» DATASET CONTENT:
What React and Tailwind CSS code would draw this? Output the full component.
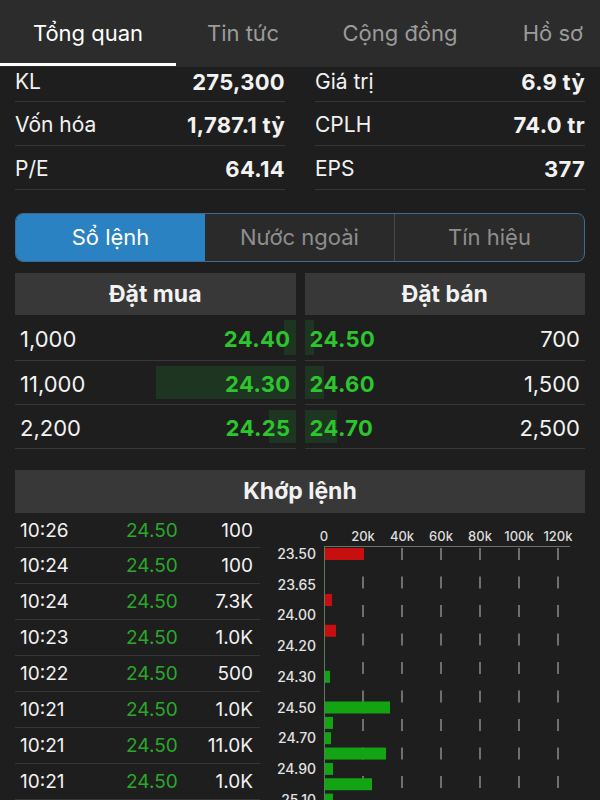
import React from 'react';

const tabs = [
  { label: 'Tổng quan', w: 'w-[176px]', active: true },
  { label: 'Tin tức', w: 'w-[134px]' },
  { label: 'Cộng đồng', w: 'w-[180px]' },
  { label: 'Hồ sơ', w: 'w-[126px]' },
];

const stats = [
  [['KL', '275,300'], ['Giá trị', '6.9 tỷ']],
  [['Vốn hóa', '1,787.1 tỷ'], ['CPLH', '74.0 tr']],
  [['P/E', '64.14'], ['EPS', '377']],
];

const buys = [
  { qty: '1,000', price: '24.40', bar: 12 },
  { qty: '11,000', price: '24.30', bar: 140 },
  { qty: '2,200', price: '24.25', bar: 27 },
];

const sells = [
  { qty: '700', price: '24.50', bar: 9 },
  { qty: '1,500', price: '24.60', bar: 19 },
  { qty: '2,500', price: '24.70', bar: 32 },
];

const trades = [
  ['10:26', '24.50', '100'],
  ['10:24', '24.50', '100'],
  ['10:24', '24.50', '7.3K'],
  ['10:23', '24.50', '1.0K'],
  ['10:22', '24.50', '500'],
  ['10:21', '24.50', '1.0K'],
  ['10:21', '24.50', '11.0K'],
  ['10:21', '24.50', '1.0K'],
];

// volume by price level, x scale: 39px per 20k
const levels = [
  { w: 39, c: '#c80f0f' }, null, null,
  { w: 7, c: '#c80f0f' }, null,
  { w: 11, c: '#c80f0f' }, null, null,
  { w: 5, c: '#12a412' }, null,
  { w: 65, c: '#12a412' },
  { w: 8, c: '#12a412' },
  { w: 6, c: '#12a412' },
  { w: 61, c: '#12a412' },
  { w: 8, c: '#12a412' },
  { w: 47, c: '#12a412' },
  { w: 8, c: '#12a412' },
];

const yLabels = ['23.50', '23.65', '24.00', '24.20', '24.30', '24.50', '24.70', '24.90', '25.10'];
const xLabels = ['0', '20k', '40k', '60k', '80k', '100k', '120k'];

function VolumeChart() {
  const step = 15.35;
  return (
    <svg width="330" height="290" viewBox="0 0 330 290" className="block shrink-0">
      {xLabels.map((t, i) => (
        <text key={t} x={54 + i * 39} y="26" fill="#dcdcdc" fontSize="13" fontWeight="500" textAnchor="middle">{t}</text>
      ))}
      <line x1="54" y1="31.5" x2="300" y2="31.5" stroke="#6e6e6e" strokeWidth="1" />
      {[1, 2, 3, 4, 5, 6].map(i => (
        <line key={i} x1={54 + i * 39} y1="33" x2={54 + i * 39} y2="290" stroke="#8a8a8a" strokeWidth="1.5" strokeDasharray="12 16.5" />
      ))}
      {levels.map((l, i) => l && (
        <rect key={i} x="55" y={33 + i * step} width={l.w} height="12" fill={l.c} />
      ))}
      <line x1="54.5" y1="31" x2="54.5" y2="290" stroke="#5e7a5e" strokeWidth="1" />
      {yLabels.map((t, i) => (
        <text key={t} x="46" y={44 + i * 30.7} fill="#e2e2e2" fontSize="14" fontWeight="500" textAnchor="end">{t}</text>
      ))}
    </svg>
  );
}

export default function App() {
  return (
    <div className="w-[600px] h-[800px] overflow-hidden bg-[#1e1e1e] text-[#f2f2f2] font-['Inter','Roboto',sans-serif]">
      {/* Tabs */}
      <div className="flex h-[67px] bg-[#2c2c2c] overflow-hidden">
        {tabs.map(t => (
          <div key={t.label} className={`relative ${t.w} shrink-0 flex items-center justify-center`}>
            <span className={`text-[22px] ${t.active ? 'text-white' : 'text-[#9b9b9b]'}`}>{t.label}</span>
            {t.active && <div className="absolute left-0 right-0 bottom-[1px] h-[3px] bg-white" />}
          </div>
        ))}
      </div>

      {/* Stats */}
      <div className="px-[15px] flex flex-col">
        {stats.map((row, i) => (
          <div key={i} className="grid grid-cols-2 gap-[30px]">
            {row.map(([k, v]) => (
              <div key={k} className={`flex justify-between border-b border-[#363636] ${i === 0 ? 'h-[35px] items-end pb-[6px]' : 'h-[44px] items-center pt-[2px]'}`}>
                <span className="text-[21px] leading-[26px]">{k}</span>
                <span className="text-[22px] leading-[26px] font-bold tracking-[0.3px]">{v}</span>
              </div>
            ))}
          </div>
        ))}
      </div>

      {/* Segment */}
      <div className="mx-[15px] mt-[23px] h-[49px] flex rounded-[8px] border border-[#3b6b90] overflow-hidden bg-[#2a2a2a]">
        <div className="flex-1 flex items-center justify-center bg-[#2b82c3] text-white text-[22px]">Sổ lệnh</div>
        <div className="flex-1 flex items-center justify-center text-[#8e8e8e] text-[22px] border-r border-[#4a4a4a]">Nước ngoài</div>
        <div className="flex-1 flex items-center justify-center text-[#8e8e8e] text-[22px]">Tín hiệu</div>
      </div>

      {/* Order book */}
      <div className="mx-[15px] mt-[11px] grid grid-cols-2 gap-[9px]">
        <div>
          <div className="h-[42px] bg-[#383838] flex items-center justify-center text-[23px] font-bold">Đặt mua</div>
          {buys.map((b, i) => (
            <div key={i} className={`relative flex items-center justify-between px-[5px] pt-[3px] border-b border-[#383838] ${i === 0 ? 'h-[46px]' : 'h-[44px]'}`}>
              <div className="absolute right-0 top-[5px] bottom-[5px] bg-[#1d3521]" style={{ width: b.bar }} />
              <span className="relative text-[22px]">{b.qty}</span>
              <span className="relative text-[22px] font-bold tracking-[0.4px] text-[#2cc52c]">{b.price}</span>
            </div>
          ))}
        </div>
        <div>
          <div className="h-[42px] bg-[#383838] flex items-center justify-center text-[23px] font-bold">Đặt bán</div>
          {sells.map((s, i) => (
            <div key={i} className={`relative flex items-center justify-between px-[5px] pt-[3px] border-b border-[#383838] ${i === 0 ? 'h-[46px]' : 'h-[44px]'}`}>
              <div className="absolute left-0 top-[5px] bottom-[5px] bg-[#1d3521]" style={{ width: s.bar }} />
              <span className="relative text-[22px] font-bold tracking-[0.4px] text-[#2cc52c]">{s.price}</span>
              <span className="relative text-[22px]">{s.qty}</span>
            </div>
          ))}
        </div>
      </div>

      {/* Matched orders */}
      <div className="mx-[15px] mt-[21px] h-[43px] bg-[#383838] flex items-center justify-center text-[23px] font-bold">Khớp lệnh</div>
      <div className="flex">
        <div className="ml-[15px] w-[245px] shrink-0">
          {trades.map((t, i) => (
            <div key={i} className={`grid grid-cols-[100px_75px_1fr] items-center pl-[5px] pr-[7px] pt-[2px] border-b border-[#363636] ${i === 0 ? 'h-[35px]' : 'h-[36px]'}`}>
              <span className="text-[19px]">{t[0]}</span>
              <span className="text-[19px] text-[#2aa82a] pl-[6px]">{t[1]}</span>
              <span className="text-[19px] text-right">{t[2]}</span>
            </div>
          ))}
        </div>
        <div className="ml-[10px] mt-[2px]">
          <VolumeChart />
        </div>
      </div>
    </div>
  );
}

» TASK: Without the pictures, transcribe the listing above exactly.

» FINISHED EXERCISE:
What React and Tailwind CSS code would draw this? Output the full component.
import React from 'react';

const tabs = [
  { label: 'Tổng quan', w: 'w-[176px]', active: true },
  { label: 'Tin tức', w: 'w-[134px]' },
  { label: 'Cộng đồng', w: 'w-[180px]' },
  { label: 'Hồ sơ', w: 'w-[126px]' },
];

const stats = [
  [['KL', '275,300'], ['Giá trị', '6.9 tỷ']],
  [['Vốn hóa', '1,787.1 tỷ'], ['CPLH', '74.0 tr']],
  [['P/E', '64.14'], ['EPS', '377']],
];

const buys = [
  { qty: '1,000', price: '24.40', bar: 12 },
  { qty: '11,000', price: '24.30', bar: 140 },
  { qty: '2,200', price: '24.25', bar: 27 },
];

const sells = [
  { qty: '700', price: '24.50', bar: 9 },
  { qty: '1,500', price: '24.60', bar: 19 },
  { qty: '2,500', price: '24.70', bar: 32 },
];

const trades = [
  ['10:26', '24.50', '100'],
  ['10:24', '24.50', '100'],
  ['10:24', '24.50', '7.3K'],
  ['10:23', '24.50', '1.0K'],
  ['10:22', '24.50', '500'],
  ['10:21', '24.50', '1.0K'],
  ['10:21', '24.50', '11.0K'],
  ['10:21', '24.50', '1.0K'],
];

// volume by price level, x scale: 39px per 20k
const levels = [
  { w: 39, c: '#c80f0f' }, null, null,
  { w: 7, c: '#c80f0f' }, null,
  { w: 11, c: '#c80f0f' }, null, null,
  { w: 5, c: '#12a412' }, null,
  { w: 65, c: '#12a412' },
  { w: 8, c: '#12a412' },
  { w: 6, c: '#12a412' },
  { w: 61, c: '#12a412' },
  { w: 8, c: '#12a412' },
  { w: 47, c: '#12a412' },
  { w: 8, c: '#12a412' },
];

const yLabels = ['23.50', '23.65', '24.00', '24.20', '24.30', '24.50', '24.70', '24.90', '25.10'];
const xLabels = ['0', '20k', '40k', '60k', '80k', '100k', '120k'];

function VolumeChart() {
  const step = 15.35;
  return (
    <svg width="330" height="290" viewBox="0 0 330 290" className="block shrink-0">
      {xLabels.map((t, i) => (
        <text key={t} x={54 + i * 39} y="26" fill="#dcdcdc" fontSize="13" fontWeight="500" textAnchor="middle">{t}</text>
      ))}
      <line x1="54" y1="31.5" x2="300" y2="31.5" stroke="#6e6e6e" strokeWidth="1" />
      {[1, 2, 3, 4, 5, 6].map(i => (
        <line key={i} x1={54 + i * 39} y1="33" x2={54 + i * 39} y2="290" stroke="#8a8a8a" strokeWidth="1.5" strokeDasharray="12 16.5" />
      ))}
      {levels.map((l, i) => l && (
        <rect key={i} x="55" y={33 + i * step} width={l.w} height="12" fill={l.c} />
      ))}
      <line x1="54.5" y1="31" x2="54.5" y2="290" stroke="#5e7a5e" strokeWidth="1" />
      {yLabels.map((t, i) => (
        <text key={t} x="46" y={44 + i * 30.7} fill="#e2e2e2" fontSize="14" fontWeight="500" textAnchor="end">{t}</text>
      ))}
    </svg>
  );
}

export default function App() {
  return (
    <div className="w-[600px] h-[800px] overflow-hidden bg-[#1e1e1e] text-[#f2f2f2] font-['Inter','Roboto',sans-serif]">
      {/* Tabs */}
      <div className="flex h-[67px] bg-[#2c2c2c] overflow-hidden">
        {tabs.map(t => (
          <div key={t.label} className={`relative ${t.w} shrink-0 flex items-center justify-center`}>
            <span className={`text-[22px] ${t.active ? 'text-white' : 'text-[#9b9b9b]'}`}>{t.label}</span>
            {t.active && <div className="absolute left-0 right-0 bottom-[1px] h-[3px] bg-white" />}
          </div>
        ))}
      </div>

      {/* Stats */}
      <div className="px-[15px] flex flex-col">
        {stats.map((row, i) => (
          <div key={i} className="grid grid-cols-2 gap-[30px]">
            {row.map(([k, v]) => (
              <div key={k} className={`flex justify-between border-b border-[#363636] ${i === 0 ? 'h-[35px] items-end pb-[6px]' : 'h-[44px] items-center pt-[2px]'}`}>
                <span className="text-[21px] leading-[26px]">{k}</span>
                <span className="text-[22px] leading-[26px] font-bold tracking-[0.3px]">{v}</span>
              </div>
            ))}
          </div>
        ))}
      </div>

      {/* Segment */}
      <div className="mx-[15px] mt-[23px] h-[49px] flex rounded-[8px] border border-[#3b6b90] overflow-hidden bg-[#2a2a2a]">
        <div className="flex-1 flex items-center justify-center bg-[#2b82c3] text-white text-[22px]">Sổ lệnh</div>
        <div className="flex-1 flex items-center justify-center text-[#8e8e8e] text-[22px] border-r border-[#4a4a4a]">Nước ngoài</div>
        <div className="flex-1 flex items-center justify-center text-[#8e8e8e] text-[22px]">Tín hiệu</div>
      </div>

      {/* Order book */}
      <div className="mx-[15px] mt-[11px] grid grid-cols-2 gap-[9px]">
        <div>
          <div className="h-[42px] bg-[#383838] flex items-center justify-center text-[23px] font-bold">Đặt mua</div>
          {buys.map((b, i) => (
            <div key={i} className={`relative flex items-center justify-between px-[5px] pt-[3px] border-b border-[#383838] ${i === 0 ? 'h-[46px]' : 'h-[44px]'}`}>
              <div className="absolute right-0 top-[5px] bottom-[5px] bg-[#1d3521]" style={{ width: b.bar }} />
              <span className="relative text-[22px]">{b.qty}</span>
              <span className="relative text-[22px] font-bold tracking-[0.4px] text-[#2cc52c]">{b.price}</span>
            </div>
          ))}
        </div>
        <div>
          <div className="h-[42px] bg-[#383838] flex items-center justify-center text-[23px] font-bold">Đặt bán</div>
          {sells.map((s, i) => (
            <div key={i} className={`relative flex items-center justify-between px-[5px] pt-[3px] border-b border-[#383838] ${i === 0 ? 'h-[46px]' : 'h-[44px]'}`}>
              <div className="absolute left-0 top-[5px] bottom-[5px] bg-[#1d3521]" style={{ width: s.bar }} />
              <span className="relative text-[22px] font-bold tracking-[0.4px] text-[#2cc52c]">{s.price}</span>
              <span className="relative text-[22px]">{s.qty}</span>
            </div>
          ))}
        </div>
      </div>

      {/* Matched orders */}
      <div className="mx-[15px] mt-[21px] h-[43px] bg-[#383838] flex items-center justify-center text-[23px] font-bold">Khớp lệnh</div>
      <div className="flex">
        <div className="ml-[15px] w-[245px] shrink-0">
          {trades.map((t, i) => (
            <div key={i} className={`grid grid-cols-[100px_75px_1fr] items-center pl-[5px] pr-[7px] pt-[2px] border-b border-[#363636] ${i === 0 ? 'h-[35px]' : 'h-[36px]'}`}>
              <span className="text-[19px]">{t[0]}</span>
              <span className="text-[19px] text-[#2aa82a] pl-[6px]">{t[1]}</span>
              <span className="text-[19px] text-right">{t[2]}</span>
            </div>
          ))}
        </div>
        <div className="ml-[10px] mt-[2px]">
          <VolumeChart />
        </div>
      </div>
    </div>
  );
}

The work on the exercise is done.